Complaints, monitoring, compliance and enforcement
State of the Environment monitoring and reporting
Section 35 of the RMA does not specify a reporting cycle or require local authorities to publish the results of State of the Environment monitoring. Based upon the information collected through the National Monitoring System, it is therefore unclear whether or not local authorities are carrying out monitoring in accordance with section 35(2)(a).
Section 35(3) does however require a local authority to keep reasonably available at its principal office, information which is relevant to the administration of policy statements and plans, the monitoring of resource consents and current issues relating to the environment of the area.
Resource consent monitoring
- Local authorities did not define the term ‘monitoring event’ consistently.
- There are some local authorities that did not correctly identify and record some resource consents as requiring monitoring but subsequently monitored these. Therefore, the number of consents that individual local authorities recorded as monitored may exceed the number recorded as requiring monitoring.

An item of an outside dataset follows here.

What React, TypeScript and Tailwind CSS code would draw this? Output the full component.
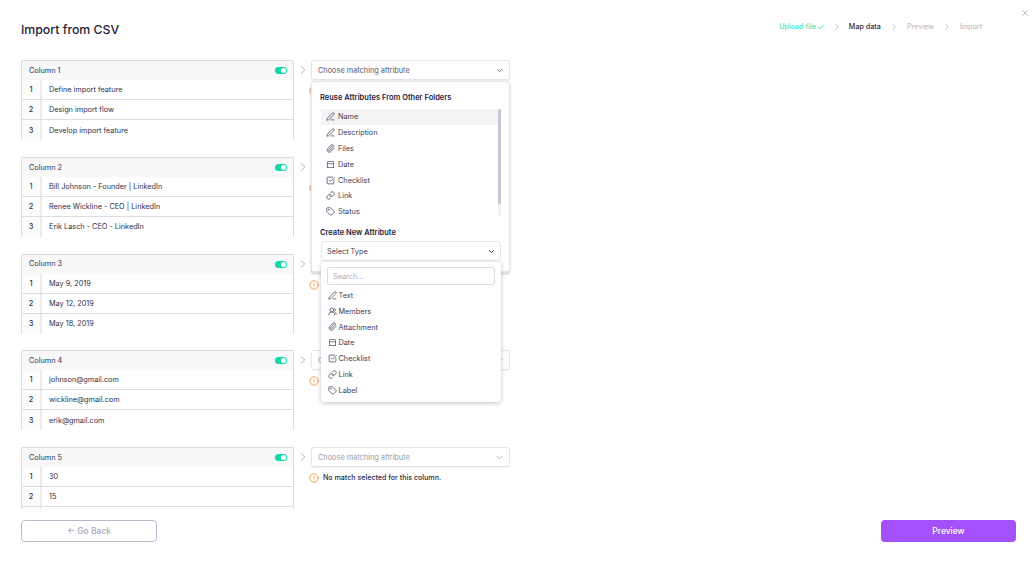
import { Check, ChevronDown, ChevronRight, CircleAlert, Link, Paperclip, PenLine, SquareCheckBig, Tag, UsersRound, X } from "lucide-react";

const columns = [
  { name: "Column 1", rows: ["Define import feature", "Design import flow", "Develop import feature"] },
  { name: "Column 2", rows: ["Bill Johnson - Founder | LinkedIn", "Renee Wickline - CEO | LinkedIn", "Erik Lasch - CEO - LinkedIn"] },
  { name: "Column 3", rows: ["May 9, 2019", "May 12, 2019", "May 18, 2019"] },
  { name: "Column 4", rows: ["johnson@gmail.com", "wickline@gmail.com", "erik@gmail.com"] },
  { name: "Column 5", rows: ["30", "15", ""] },
];

function DateIcon({ size, className }: { size: number; strokeWidth?: number; className?: string }) {
  return (
    <svg width={size} height={size} viewBox="0 0 24 24" fill="none" stroke="currentColor" strokeWidth="1.800" strokeLinecap="round" className={className}>
      <path d="M4 20V5.500A1.500 1.500 0 0 1 5.500 4h13A1.500 1.500 0 0 1 20 5.500V20" />
      <path d="M4 10h16" />
      <path d="M4 20h16" />
    </svg>
  );
}

const reuseItems = [
  { label: "Name", icon: PenLine },
  { label: "Description", icon: PenLine },
  { label: "Files", icon: Paperclip },
  { label: "Date", icon: DateIcon },
  { label: "Checklist", icon: SquareCheckBig },
  { label: "Link", icon: Link },
  { label: "Status", icon: Tag },
];

const typeItems = [
  { label: "Text", icon: PenLine },
  { label: "Members", icon: UsersRound },
  { label: "Attachment", icon: Paperclip },
  { label: "Date", icon: DateIcon },
  { label: "Checklist", icon: SquareCheckBig },
  { label: "Link", icon: Link },
  { label: "Label", icon: Tag },
];

function AttributeMenu() {
  return (
    <div className="absolute left-0 top-[21px] z-10 h-[191px] w-[199px] rounded-[3px] border border-[#e6e6ea] bg-white px-[9px] pt-[11px] shadow-[0_1px_3px_rgba(30,30,60,0.18)]">
      <p className="-ml-px text-[7.5px] font-semibold leading-[10px] text-[#23233f]">Reuse Attributes From Other Folders</p>
      <div className="relative mt-[6px] h-[107px] w-[180px] overflow-hidden">
        {reuseItems.map((item, i) => (
          <div key={item.label} className={`flex h-[15.8px] items-center gap-[3px] pl-[5px] text-[7.3px] text-[#3b3b55] ${i === 0 ? "bg-[#f4f4f5]" : ""}`}>
            <item.icon size={9} strokeWidth={2} className="text-[#44445c]" />
            <span className="pt-[2px]">{item.label}</span>
          </div>
        ))}
        <div className="absolute right-0 top-0 h-full w-[3px] rounded-sm bg-[#f0f0f3]">
          <div className="h-[95px] w-[3px] rounded-sm bg-[#c5c6d4]" />
        </div>
      </div>
      <p className="-ml-px mt-[12px] text-[7.5px] font-semibold leading-[10px] text-[#23233f]">Create New Attribute</p>
      <div className="mt-[3px] flex h-[20px] w-[180px] items-center justify-between rounded-[3px] border border-[#e6e6ea] pl-[5px] pr-[4px] text-[7.3px] text-[#3b3b55]">
        <span className="pt-[2px]">Select Type</span>
        <ChevronDown size={9} strokeWidth={2.500} className="text-[#23233f]" />
      </div>
      <div className="absolute left-[9px] top-[180px] z-20 h-[140px] w-[180px] rounded-[3px] bg-white px-[6px] pt-[5px] shadow-[0_1px_4px_rgba(30,30,60,0.28)]">
        <div className="flex h-[18px] w-[168px] items-center rounded-[3px] border border-[#dcdce4] pl-[5px] text-[7.3px] text-[#a9a9b8]">
          <span className="pt-[2px]">Search...</span>
        </div>
        <div className="mt-[2.500px]">
          {typeItems.map((item) => (
            <div key={item.label} className="flex h-[15.8px] items-center gap-[2px] pl-[0.500px] text-[7.3px] text-[#3b3b55]">
              <item.icon size={9} strokeWidth={2} className="text-[#44445c]" />
              <span className="pt-[2px]">{item.label}</span>
            </div>
          ))}
        </div>
      </div>
    </div>
  );
}

function Warning() {
  return (
    <div className="-ml-[2px] mt-[5px] flex items-center gap-[4px] text-[7.1px] font-medium leading-[12px] text-[#2c2c48]">
      <CircleAlert size={10} strokeWidth={2} className="text-[#f28c28]" />
      No match selected for this column.
    </div>
  );
}

function ColumnRow({ name, rows, open }: { name: string; rows: string[]; open: boolean }) {
  return (
    <div className="flex items-start">
      <div className="h-[80px] w-[273px] shrink-0 overflow-hidden rounded-t-[2px] border-x border-t border-[#dcdce0]">
        <div className="flex h-[19px] items-center justify-between bg-[#f8f8f8] pl-[7px] pr-[6px] text-[7.3px] text-[#33334d]">
          <span className="pt-[1.500px]">{name}</span>
          <div className="flex h-[7px] w-[12px] items-center justify-end rounded-full bg-[#0fd9a8] pr-px">
            <div className="h-[5px] w-[5px] rounded-full bg-white" />
          </div>
        </div>
        {rows.map((row, i) => (
          <div key={i} className={`flex h-[20px] text-[7.3px] text-[#2f2f4a] ${i < 2 ? "border-b border-[#dedee2]" : ""}`}>
            <div className="flex w-[20px] shrink-0 items-center justify-center border-r-2 border-[#ececee] bg-[#fcfcfc] pt-[2px] font-medium">{i + 1}</div>
            <div className="flex items-center pl-[7px] pt-[2px]">{row}</div>
          </div>
        ))}
      </div>
      <div className="flex h-[20px] w-[17px] shrink-0 items-center justify-center">
        <ChevronRight size={14} strokeWidth={1.200} className="text-[#8c8c98]" />
      </div>
      <div className="relative w-[199px]">
        <div className={`flex h-[20px] items-center justify-between rounded-[3px] border border-[#e4e4e8] pl-[6px] pr-[5px] pt-px text-[7.35px] shadow-[0_1px_1px_rgba(30,30,60,0.05)] ${open ? "text-[#55556a]" : "text-[#9a9aa8]"}`}>
          Choose matching attribute
          <ChevronDown size={9} strokeWidth={1.800} className={open ? "text-[#44445c]" : "text-[#9a9aa8]"} />
        </div>
        <Warning />
        {open && <AttributeMenu />}
      </div>
    </div>
  );
}

export default function App() {
  return (
    <div className="flex h-[562px] w-[1035px] flex-col overflow-hidden bg-white pl-[21px] pr-[19px] font-['Inter',sans-serif]">
      <div className="relative flex h-[60px] shrink-0 items-start justify-between">
        <h1 className="pt-[21px] text-[12.3px] font-medium leading-[18px] text-[#1e1e38]">Import from CSV</h1>
        <div className="mr-[34px] mt-[22px] flex items-center text-[7.2px] leading-[10px]">
          <span className="flex items-center gap-[1px] text-[#1fe3b0]">
            Upload file
            <Check size={8} strokeWidth={3} />
          </span>
          <ChevronRight size={10} strokeWidth={1.500} className="mx-[7px] text-[#a0a0ac]" />
          <span className="font-medium text-[#2c2c48]">Map data</span>
          <ChevronRight size={10} strokeWidth={1.500} className="mx-[8px] text-[#a0a0ac]" />
          <span className="text-[#b3b3bf]">Preview</span>
          <ChevronRight size={10} strokeWidth={1.500} className="mx-[8px] text-[#a0a0ac]" />
          <span className="text-[#b3b3bf]">Import</span>
        </div>
        <X size={10} strokeWidth={1.500} className="absolute right-[-13.500px] top-[7.500px] text-[#9a9aa6]" />
      </div>

      <div className="flex h-[449px] shrink-0 flex-col gap-[16.75px] overflow-hidden">
        {columns.map((col, i) => (
          <ColumnRow key={col.name} name={col.name} rows={col.rows} open={i === 0} />
        ))}
      </div>

      <div className="mt-[11px] flex items-start justify-between">
        <button className="flex h-[22px] w-[136px] items-center justify-center rounded-[4px] border border-[#b9b9c9] text-[8.5px] font-medium text-[#a9a9b8]">← Go Back</button>
        <button className="flex h-[22px] w-[135px] items-center justify-center rounded-[4px] bg-[#a450fb] text-[8.5px] font-medium text-white">Preview</button>
      </div>
    </div>
  );
}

- Some local authorities provided a response of 'Data Not Available'.
Iwi/hapū management plans
- A single iwi/hapū management plan may be lodged with more than one local authority depending on the extent of the rohe of the iwi/hapū.
Council resourcing: the number of staff working on plans, processing resource consents, complaints, monitoring and enforcement
The 2014/15 data does not include staff resourcing for the preparation of policy statements and plans, changes and variations. However, the 2015/16 data does include such staff resourcing. Therefore, comparisons on this data cannot be made between 2014/15 and 2015/16.